Patryk Jaki był pytany o jutrzejsze posiedzenie Trybunału Konstytucyjnego dot. ustawy o TK autorstwa PiS:

„Jutro to nie jest żadne żadne zebranie Trybunału Konstytucyjnego, tylko co najwyżej zebranie osób, które zasiadają w Trybunale. Z punktu widzenia instytucjonalnego to, co się jutro ma wydarzyć, jeśli tak się stanie, to absolutny skandal. Przypominam, że w Polsce obowiązuje prawo, które mówi o tym, że trzeba rozpatrywać skargi według daty wpływu. Sędziowie TK do powszechnie obowiązującego prawa się nie zastosowali. Chciałbym publicznie zadać pytanie prezesowi Rzeplińskiemu: pokażcie mi podstawę prawną, która ściąga z jednej ustawy w Polsce domniemanie konstytucyjności”

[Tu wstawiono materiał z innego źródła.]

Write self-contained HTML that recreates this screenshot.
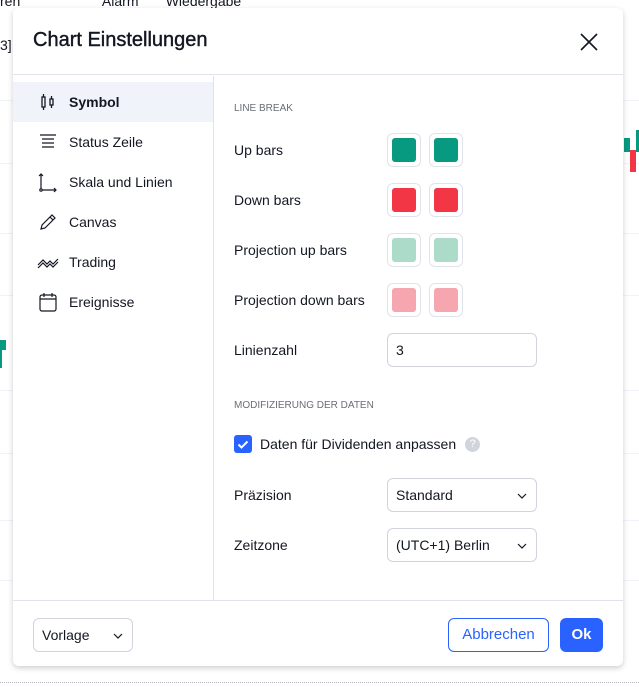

„Niech ci sędziowie wytłumaczą, dlaczego nie chcą zastosować się do obowiązującego prawa? Co ściągnęło z ustawy uchwalonej przez Sejm domniemanie konstytucyjności. Jeżeli my do tego dopuścimy, to w przyszłości sędziowie TK – lub inne ciała – będą mogły sobie mówić: ta ustawa nas obowiązuje, a ta nie” - dodawał

– Sędziowie Trybunału są wolnymi ludźmi. Mogą się spotykać kiedy chcą, mogą sobie zamówić espresso i ciasteczka i się spotkać. Nie jesteśmy w stanie użyć żadnych środków siłowych, natomiast apelujemy i prosimy. To niszczenie polskiego państwa – mówił wiceminister sprawiedliwości.

Jak stwierdził, robocza opinia Komisji Weneckiej brzmi tak, jakby podyktował ją Ryszard Petru z Grzegorzem Schetyną, a potem jeszcze przedstawiciele komisji zadali pytanie SMS-em, do której gazety ma trafić wyciek.